Zudem konnte bereits ein kompetenter Mitstreiter und Berater gewonnen werden: Burkhard Drescher, Geschäftsführer der Innovation City Management GmbH (ICM), Bottrop. Ihm und seinem Team ist es in diesem Modellprojekt gelungen, innerhalb von zehn Jahren einen ganzen Stadtteil energetisch zu sanieren und die CO2-Emissionen zu halbieren. „Eine Stadt klimagerecht umzubauen, geht nicht ohne Digitalisierung“, sagt Drescher aus Erfahrung. Er berichtet von Mikro-KWK-Anlagen – kleinen Kraftwerken in den Kellern der Häuser –, die dezentral Strom und Wärme erzeugen und miteinander kommunizieren. Digital vernetzt sind auch Fotovoltaikanlagen. Das Ziel sei, die Energie dort zu nutzen, wo sie gerade benötigt werde, und ganze Wohnquartiere in der Versorgung autark zu machen.

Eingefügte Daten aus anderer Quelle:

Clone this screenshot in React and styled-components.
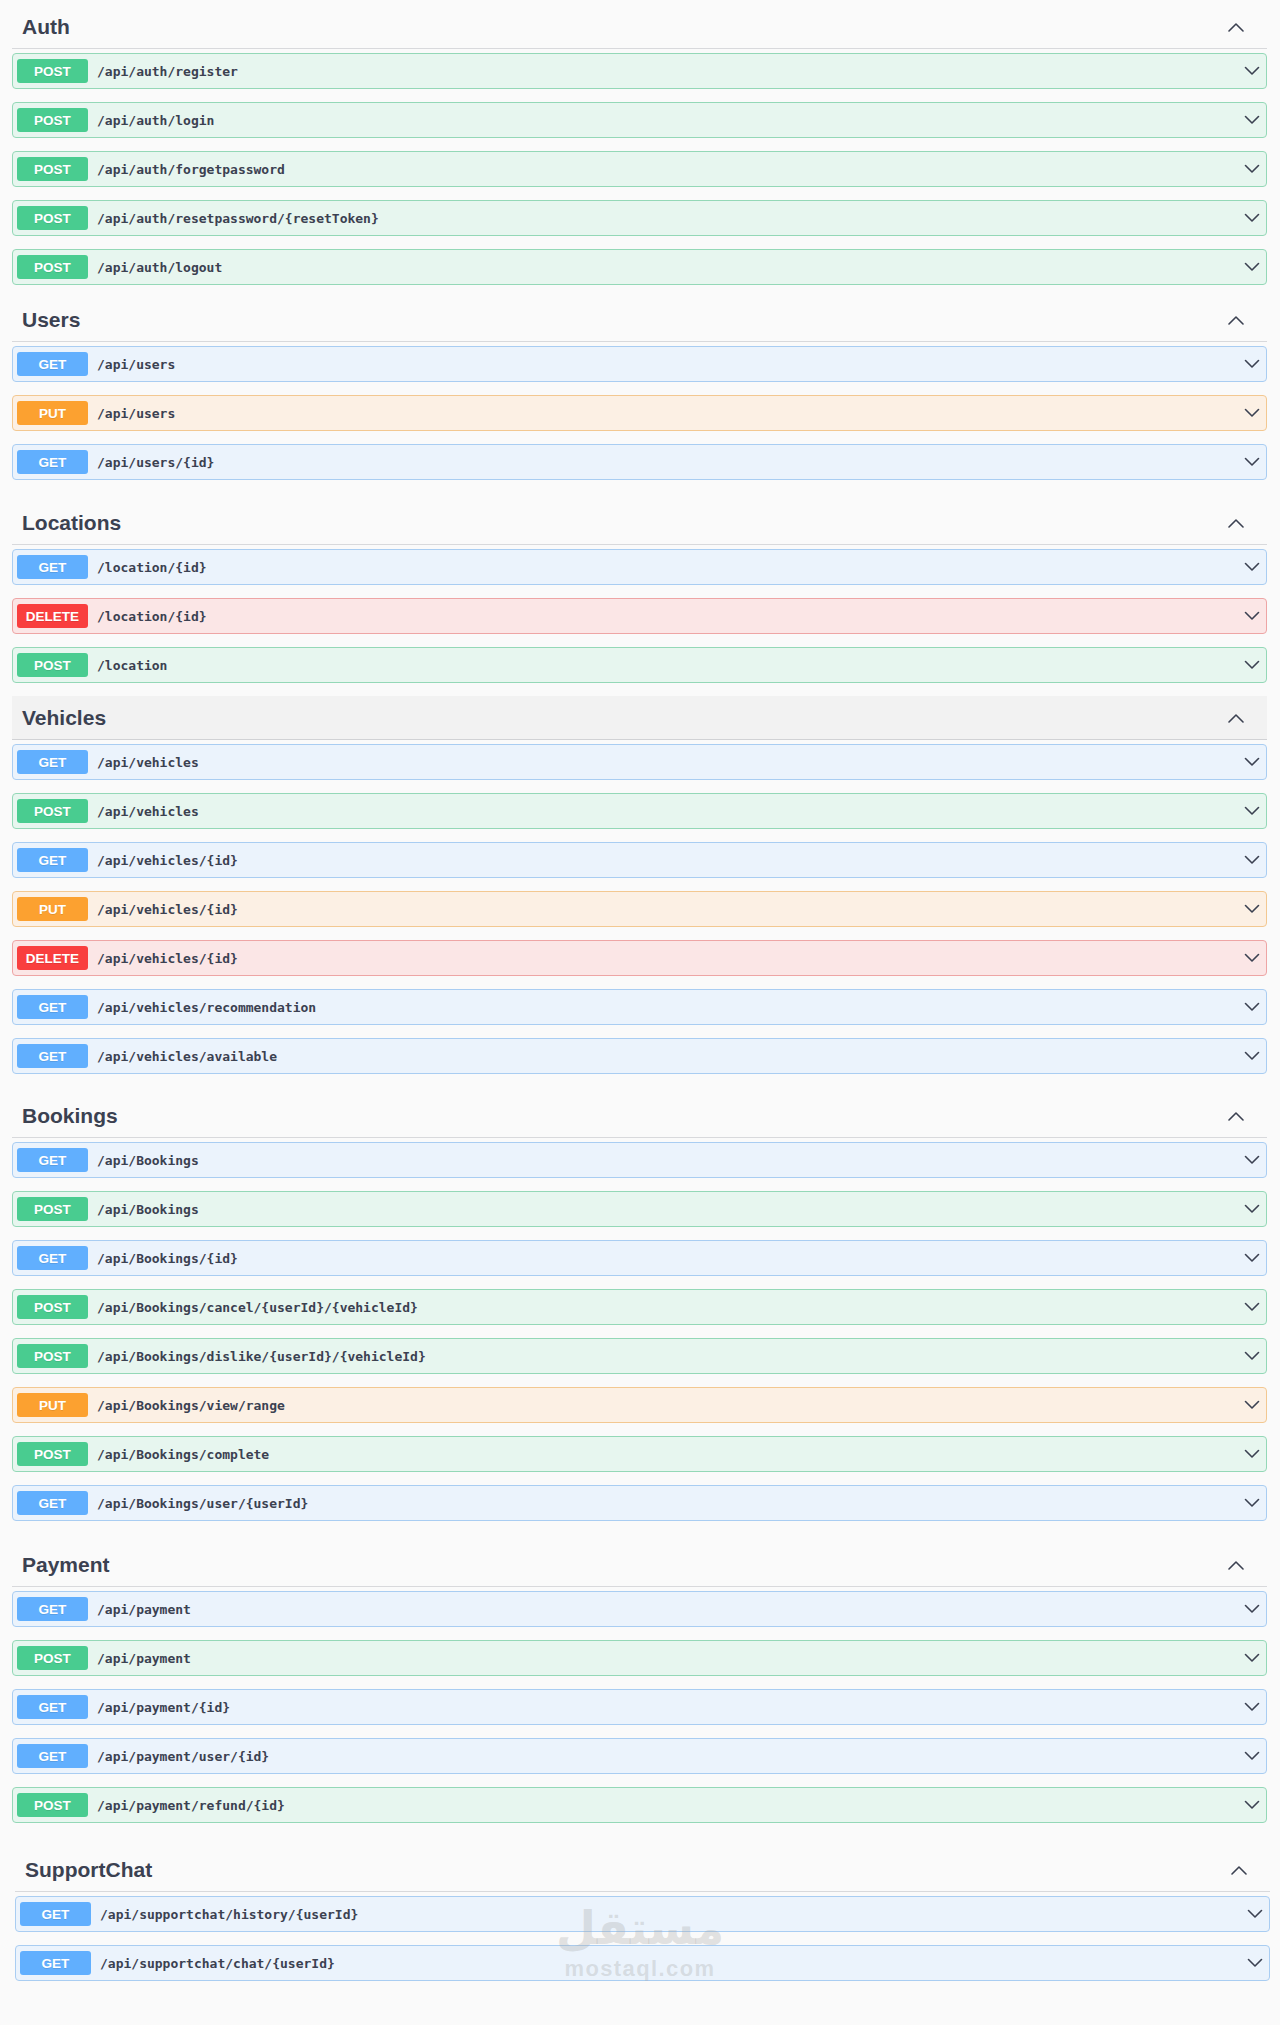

Auch der Verkehr wird digital gesteuert

Auch der Verkehr wird digital gesteuert: Sensoren an Laternen messen Emissionen und Verkehrsdichte und lenken die Fahrzeuge über steuerbare Verkehrsschilder um. „Weiße Flecken“ sollen von der Karte verschwinden. Grundlage jeglicher Digitalisierung sind schnelle Datenautobahnen.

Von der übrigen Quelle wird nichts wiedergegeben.